Spencer: A self-contained piece of work.
Ken: I think that’s great, because I’m a passionate short filmmaker. I will continue to make them. Having a respect for shorts as a genre is very important. Programmers are aware of that too. They look at certain films and say, “This is a short film, it’s a statement in a short form.”
Do shorts lend themselves to experimentation? Can you try something out without fearing for the consequences to your career, as you might with a feature?
David: It allows me to do something I couldn’t imagine getting the money to do on a large scale. With Crossbow I kind of enjoyed doing whatever the hell I wanted to do.
Ken: It would be nice to think that you could do that with features, but there’s just too much at stake, isn’t there? His and Hers is a bit of an experiment—narratively, it isn’t that traditional, in fact I don’t think it’s really been done before—but I wasn’t taking any risks with the money.

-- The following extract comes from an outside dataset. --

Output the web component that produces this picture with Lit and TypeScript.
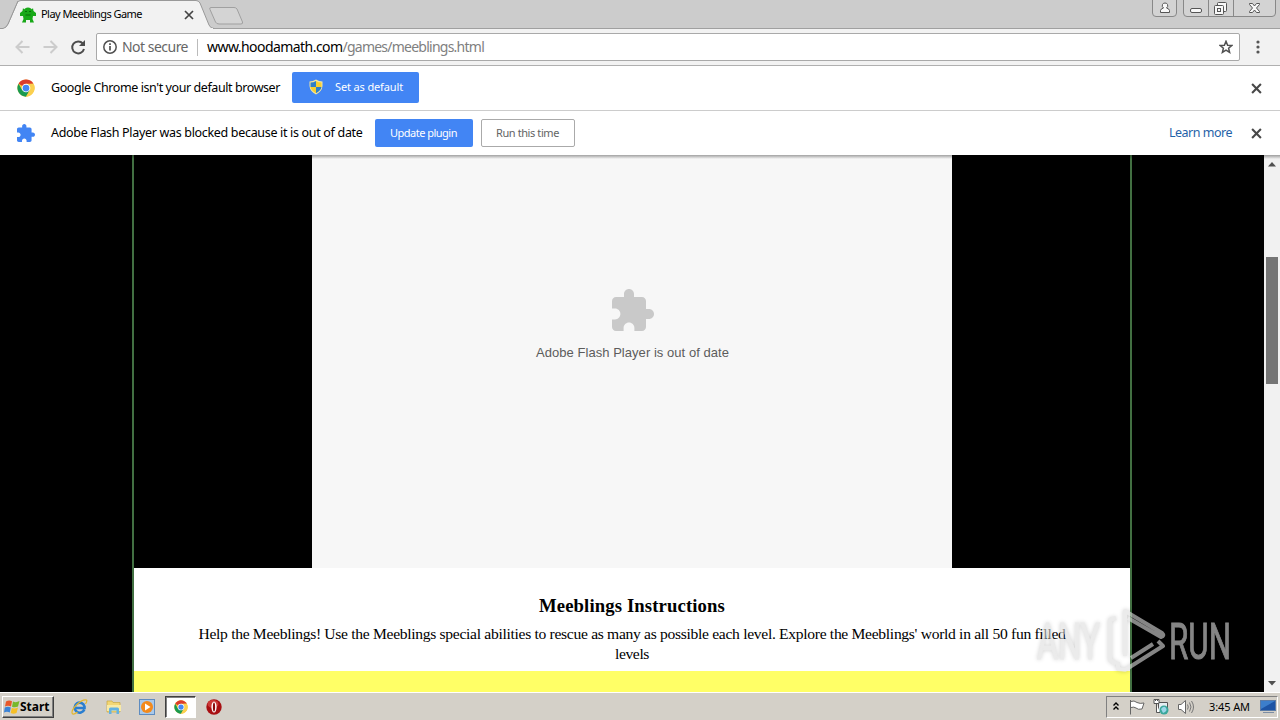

Spencer: For me, I’m really glad I made Hesher the way I made it, and to have this great cast. But I would have made a different movie if I’d made it like I made my short. I’m not sure it would have been a better film or worse, but it would have been very different.
Ken: Do you think you’d have enjoyed it more?
Spencer: I absolutely would have enjoyed it more. We made our film union, and there are set rules. Things cost what they cost, and you’re really working in a box. With a short or music video, there’s a lot of flexibility.
David: I can’t really complain, because it’s not like I had anyone telling me what to do, but I personally feel the weight of the responsibility of having millions of dollars of other people’s money at my disposal, and I don’t want to piss it up the wall.
Ken: I think that’s a familiar story for short filmmakers who’ve come up through the ranks and made these joyous little things. And then you hit the reality of the feature, and the game changes. You’re under so much more pressure regarding the allocation of funds, and who gets what. No one will do anything for nothing, or for the love of it. In shorts, you have a lot of people doing it for the passion of the process.